**Instructions for the task:** Give the listing again in full, exactly as written.

**Dataset excerpt:**
>> begin

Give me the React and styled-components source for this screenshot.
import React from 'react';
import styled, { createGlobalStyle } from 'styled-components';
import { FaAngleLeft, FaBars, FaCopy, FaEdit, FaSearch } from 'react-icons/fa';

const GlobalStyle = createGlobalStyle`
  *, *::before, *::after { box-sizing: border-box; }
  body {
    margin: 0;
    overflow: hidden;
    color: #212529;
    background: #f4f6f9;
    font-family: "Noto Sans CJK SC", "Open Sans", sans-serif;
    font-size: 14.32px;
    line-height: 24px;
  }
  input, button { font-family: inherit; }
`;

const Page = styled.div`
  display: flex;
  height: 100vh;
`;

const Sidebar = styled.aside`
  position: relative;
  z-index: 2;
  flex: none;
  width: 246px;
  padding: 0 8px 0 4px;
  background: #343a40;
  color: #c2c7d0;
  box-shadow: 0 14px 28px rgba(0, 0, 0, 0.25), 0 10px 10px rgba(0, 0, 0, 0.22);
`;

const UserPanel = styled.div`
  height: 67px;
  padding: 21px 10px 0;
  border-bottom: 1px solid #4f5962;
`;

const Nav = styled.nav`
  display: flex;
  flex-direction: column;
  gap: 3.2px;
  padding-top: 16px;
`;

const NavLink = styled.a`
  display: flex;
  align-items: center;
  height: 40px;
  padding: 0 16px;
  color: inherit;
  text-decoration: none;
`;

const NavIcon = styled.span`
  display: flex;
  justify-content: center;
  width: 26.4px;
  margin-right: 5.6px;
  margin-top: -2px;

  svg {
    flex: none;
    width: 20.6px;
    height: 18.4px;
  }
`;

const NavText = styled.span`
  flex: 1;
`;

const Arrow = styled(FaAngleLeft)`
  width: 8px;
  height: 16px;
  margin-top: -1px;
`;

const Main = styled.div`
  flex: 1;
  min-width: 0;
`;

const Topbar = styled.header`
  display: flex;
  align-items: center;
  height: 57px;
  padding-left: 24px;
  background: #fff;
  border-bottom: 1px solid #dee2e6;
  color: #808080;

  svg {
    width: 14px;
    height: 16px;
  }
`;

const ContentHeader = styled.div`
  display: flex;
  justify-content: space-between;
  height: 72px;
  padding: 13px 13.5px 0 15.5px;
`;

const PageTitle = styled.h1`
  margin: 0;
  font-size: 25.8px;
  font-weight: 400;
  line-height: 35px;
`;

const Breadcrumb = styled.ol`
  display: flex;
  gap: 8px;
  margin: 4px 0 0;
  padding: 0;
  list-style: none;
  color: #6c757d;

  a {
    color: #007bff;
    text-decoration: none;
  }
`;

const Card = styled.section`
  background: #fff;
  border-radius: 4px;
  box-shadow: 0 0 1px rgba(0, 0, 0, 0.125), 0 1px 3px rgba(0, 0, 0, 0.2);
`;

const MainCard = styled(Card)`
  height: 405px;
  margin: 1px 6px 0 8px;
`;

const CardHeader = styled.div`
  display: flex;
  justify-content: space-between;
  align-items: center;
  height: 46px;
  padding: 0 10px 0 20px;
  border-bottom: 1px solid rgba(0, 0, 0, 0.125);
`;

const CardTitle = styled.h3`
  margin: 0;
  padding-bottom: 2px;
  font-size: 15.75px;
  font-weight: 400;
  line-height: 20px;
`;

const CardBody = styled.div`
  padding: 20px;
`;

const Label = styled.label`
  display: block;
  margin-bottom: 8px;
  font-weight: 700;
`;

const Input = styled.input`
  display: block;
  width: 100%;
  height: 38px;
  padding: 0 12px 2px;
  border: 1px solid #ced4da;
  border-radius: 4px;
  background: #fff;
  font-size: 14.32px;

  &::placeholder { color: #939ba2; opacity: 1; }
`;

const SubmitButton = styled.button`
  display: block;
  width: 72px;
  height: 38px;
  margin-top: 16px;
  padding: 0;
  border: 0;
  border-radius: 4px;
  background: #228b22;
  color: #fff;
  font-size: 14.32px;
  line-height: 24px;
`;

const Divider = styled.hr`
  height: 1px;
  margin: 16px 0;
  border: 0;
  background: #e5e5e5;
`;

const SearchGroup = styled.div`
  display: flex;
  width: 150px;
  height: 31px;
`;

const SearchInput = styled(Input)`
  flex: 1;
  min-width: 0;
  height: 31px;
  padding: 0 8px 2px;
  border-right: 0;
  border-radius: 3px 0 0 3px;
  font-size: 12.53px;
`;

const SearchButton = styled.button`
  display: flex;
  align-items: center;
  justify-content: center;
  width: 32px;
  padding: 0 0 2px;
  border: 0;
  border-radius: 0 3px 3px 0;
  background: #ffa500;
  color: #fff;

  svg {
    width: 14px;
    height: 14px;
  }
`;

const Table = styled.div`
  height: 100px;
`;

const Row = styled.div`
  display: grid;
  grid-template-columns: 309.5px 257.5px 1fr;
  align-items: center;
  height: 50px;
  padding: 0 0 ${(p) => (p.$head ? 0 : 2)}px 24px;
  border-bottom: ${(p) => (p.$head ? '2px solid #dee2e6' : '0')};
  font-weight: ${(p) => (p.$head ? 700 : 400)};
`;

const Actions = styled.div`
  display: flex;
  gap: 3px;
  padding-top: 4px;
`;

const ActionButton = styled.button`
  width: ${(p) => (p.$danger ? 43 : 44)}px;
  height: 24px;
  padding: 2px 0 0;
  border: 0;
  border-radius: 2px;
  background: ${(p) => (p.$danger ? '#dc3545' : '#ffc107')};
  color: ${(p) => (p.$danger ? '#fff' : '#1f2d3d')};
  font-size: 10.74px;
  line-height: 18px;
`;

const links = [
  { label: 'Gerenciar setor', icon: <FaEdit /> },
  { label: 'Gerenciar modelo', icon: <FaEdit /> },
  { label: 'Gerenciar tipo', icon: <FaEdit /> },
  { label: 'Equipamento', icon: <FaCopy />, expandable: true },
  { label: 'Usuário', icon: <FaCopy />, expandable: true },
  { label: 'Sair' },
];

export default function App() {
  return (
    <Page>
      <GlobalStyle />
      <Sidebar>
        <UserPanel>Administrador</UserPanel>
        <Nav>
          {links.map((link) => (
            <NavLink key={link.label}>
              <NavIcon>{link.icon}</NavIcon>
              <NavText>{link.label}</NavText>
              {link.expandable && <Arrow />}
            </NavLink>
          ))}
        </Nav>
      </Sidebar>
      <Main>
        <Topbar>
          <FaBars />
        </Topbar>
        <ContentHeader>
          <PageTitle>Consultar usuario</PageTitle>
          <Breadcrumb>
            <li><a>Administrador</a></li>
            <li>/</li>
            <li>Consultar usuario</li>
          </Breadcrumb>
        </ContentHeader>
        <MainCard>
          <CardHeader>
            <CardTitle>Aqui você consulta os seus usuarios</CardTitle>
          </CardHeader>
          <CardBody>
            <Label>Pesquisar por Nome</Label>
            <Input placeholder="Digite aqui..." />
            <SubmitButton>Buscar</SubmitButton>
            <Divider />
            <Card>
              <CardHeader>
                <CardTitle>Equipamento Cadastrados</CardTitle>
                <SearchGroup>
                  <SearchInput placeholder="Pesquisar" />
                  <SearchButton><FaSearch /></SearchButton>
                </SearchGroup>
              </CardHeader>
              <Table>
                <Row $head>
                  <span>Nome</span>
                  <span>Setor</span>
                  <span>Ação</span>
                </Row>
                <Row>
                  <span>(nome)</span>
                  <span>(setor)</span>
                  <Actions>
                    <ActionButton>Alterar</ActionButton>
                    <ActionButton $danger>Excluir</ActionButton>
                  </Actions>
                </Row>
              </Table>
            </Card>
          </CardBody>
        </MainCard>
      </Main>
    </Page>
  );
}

>> end

**Task response:**
Give me the React and styled-components source for this screenshot.
import React from 'react';
import styled, { createGlobalStyle } from 'styled-components';
import { FaAngleLeft, FaBars, FaCopy, FaEdit, FaSearch } from 'react-icons/fa';

const GlobalStyle = createGlobalStyle`
  *, *::before, *::after { box-sizing: border-box; }
  body {
    margin: 0;
    overflow: hidden;
    color: #212529;
    background: #f4f6f9;
    font-family: "Noto Sans CJK SC", "Open Sans", sans-serif;
    font-size: 14.32px;
    line-height: 24px;
  }
  input, button { font-family: inherit; }
`;

const Page = styled.div`
  display: flex;
  height: 100vh;
`;

const Sidebar = styled.aside`
  position: relative;
  z-index: 2;
  flex: none;
  width: 246px;
  padding: 0 8px 0 4px;
  background: #343a40;
  color: #c2c7d0;
  box-shadow: 0 14px 28px rgba(0, 0, 0, 0.25), 0 10px 10px rgba(0, 0, 0, 0.22);
`;

const UserPanel = styled.div`
  height: 67px;
  padding: 21px 10px 0;
  border-bottom: 1px solid #4f5962;
`;

const Nav = styled.nav`
  display: flex;
  flex-direction: column;
  gap: 3.2px;
  padding-top: 16px;
`;

const NavLink = styled.a`
  display: flex;
  align-items: center;
  height: 40px;
  padding: 0 16px;
  color: inherit;
  text-decoration: none;
`;

const NavIcon = styled.span`
  display: flex;
  justify-content: center;
  width: 26.4px;
  margin-right: 5.6px;
  margin-top: -2px;

  svg {
    flex: none;
    width: 20.6px;
    height: 18.4px;
  }
`;

const NavText = styled.span`
  flex: 1;
`;

const Arrow = styled(FaAngleLeft)`
  width: 8px;
  height: 16px;
  margin-top: -1px;
`;

const Main = styled.div`
  flex: 1;
  min-width: 0;
`;

const Topbar = styled.header`
  display: flex;
  align-items: center;
  height: 57px;
  padding-left: 24px;
  background: #fff;
  border-bottom: 1px solid #dee2e6;
  color: #808080;

  svg {
    width: 14px;
    height: 16px;
  }
`;

const ContentHeader = styled.div`
  display: flex;
  justify-content: space-between;
  height: 72px;
  padding: 13px 13.5px 0 15.5px;
`;

const PageTitle = styled.h1`
  margin: 0;
  font-size: 25.8px;
  font-weight: 400;
  line-height: 35px;
`;

const Breadcrumb = styled.ol`
  display: flex;
  gap: 8px;
  margin: 4px 0 0;
  padding: 0;
  list-style: none;
  color: #6c757d;

  a {
    color: #007bff;
    text-decoration: none;
  }
`;

const Card = styled.section`
  background: #fff;
  border-radius: 4px;
  box-shadow: 0 0 1px rgba(0, 0, 0, 0.125), 0 1px 3px rgba(0, 0, 0, 0.2);
`;

const MainCard = styled(Card)`
  height: 405px;
  margin: 1px 6px 0 8px;
`;

const CardHeader = styled.div`
  display: flex;
  justify-content: space-between;
  align-items: center;
  height: 46px;
  padding: 0 10px 0 20px;
  border-bottom: 1px solid rgba(0, 0, 0, 0.125);
`;

const CardTitle = styled.h3`
  margin: 0;
  padding-bottom: 2px;
  font-size: 15.75px;
  font-weight: 400;
  line-height: 20px;
`;

const CardBody = styled.div`
  padding: 20px;
`;

const Label = styled.label`
  display: block;
  margin-bottom: 8px;
  font-weight: 700;
`;

const Input = styled.input`
  display: block;
  width: 100%;
  height: 38px;
  padding: 0 12px 2px;
  border: 1px solid #ced4da;
  border-radius: 4px;
  background: #fff;
  font-size: 14.32px;

  &::placeholder { color: #939ba2; opacity: 1; }
`;

const SubmitButton = styled.button`
  display: block;
  width: 72px;
  height: 38px;
  margin-top: 16px;
  padding: 0;
  border: 0;
  border-radius: 4px;
  background: #228b22;
  color: #fff;
  font-size: 14.32px;
  line-height: 24px;
`;

const Divider = styled.hr`
  height: 1px;
  margin: 16px 0;
  border: 0;
  background: #e5e5e5;
`;

const SearchGroup = styled.div`
  display: flex;
  width: 150px;
  height: 31px;
`;

const SearchInput = styled(Input)`
  flex: 1;
  min-width: 0;
  height: 31px;
  padding: 0 8px 2px;
  border-right: 0;
  border-radius: 3px 0 0 3px;
  font-size: 12.53px;
`;

const SearchButton = styled.button`
  display: flex;
  align-items: center;
  justify-content: center;
  width: 32px;
  padding: 0 0 2px;
  border: 0;
  border-radius: 0 3px 3px 0;
  background: #ffa500;
  color: #fff;

  svg {
    width: 14px;
    height: 14px;
  }
`;

const Table = styled.div`
  height: 100px;
`;

const Row = styled.div`
  display: grid;
  grid-template-columns: 309.5px 257.5px 1fr;
  align-items: center;
  height: 50px;
  padding: 0 0 ${(p) => (p.$head ? 0 : 2)}px 24px;
  border-bottom: ${(p) => (p.$head ? '2px solid #dee2e6' : '0')};
  font-weight: ${(p) => (p.$head ? 700 : 400)};
`;

const Actions = styled.div`
  display: flex;
  gap: 3px;
  padding-top: 4px;
`;

const ActionButton = styled.button`
  width: ${(p) => (p.$danger ? 43 : 44)}px;
  height: 24px;
  padding: 2px 0 0;
  border: 0;
  border-radius: 2px;
  background: ${(p) => (p.$danger ? '#dc3545' : '#ffc107')};
  color: ${(p) => (p.$danger ? '#fff' : '#1f2d3d')};
  font-size: 10.74px;
  line-height: 18px;
`;

const links = [
  { label: 'Gerenciar setor', icon: <FaEdit /> },
  { label: 'Gerenciar modelo', icon: <FaEdit /> },
  { label: 'Gerenciar tipo', icon: <FaEdit /> },
  { label: 'Equipamento', icon: <FaCopy />, expandable: true },
  { label: 'Usuário', icon: <FaCopy />, expandable: true },
  { label: 'Sair' },
];

export default function App() {
  return (
    <Page>
      <GlobalStyle />
      <Sidebar>
        <UserPanel>Administrador</UserPanel>
        <Nav>
          {links.map((link) => (
            <NavLink key={link.label}>
              <NavIcon>{link.icon}</NavIcon>
              <NavText>{link.label}</NavText>
              {link.expandable && <Arrow />}
            </NavLink>
          ))}
        </Nav>
      </Sidebar>
      <Main>
        <Topbar>
          <FaBars />
        </Topbar>
        <ContentHeader>
          <PageTitle>Consultar usuario</PageTitle>
          <Breadcrumb>
            <li><a>Administrador</a></li>
            <li>/</li>
            <li>Consultar usuario</li>
          </Breadcrumb>
        </ContentHeader>
        <MainCard>
          <CardHeader>
            <CardTitle>Aqui você consulta os seus usuarios</CardTitle>
          </CardHeader>
          <CardBody>
            <Label>Pesquisar por Nome</Label>
            <Input placeholder="Digite aqui..." />
            <SubmitButton>Buscar</SubmitButton>
            <Divider />
            <Card>
              <CardHeader>
                <CardTitle>Equipamento Cadastrados</CardTitle>
                <SearchGroup>
                  <SearchInput placeholder="Pesquisar" />
                  <SearchButton><FaSearch /></SearchButton>
                </SearchGroup>
              </CardHeader>
              <Table>
                <Row $head>
                  <span>Nome</span>
                  <span>Setor</span>
                  <span>Ação</span>
                </Row>
                <Row>
                  <span>(nome)</span>
                  <span>(setor)</span>
                  <Actions>
                    <ActionButton>Alterar</ActionButton>
                    <ActionButton $danger>Excluir</ActionButton>
                  </Actions>
                </Row>
              </Table>
            </Card>
          </CardBody>
        </MainCard>
      </Main>
    </Page>
  );
}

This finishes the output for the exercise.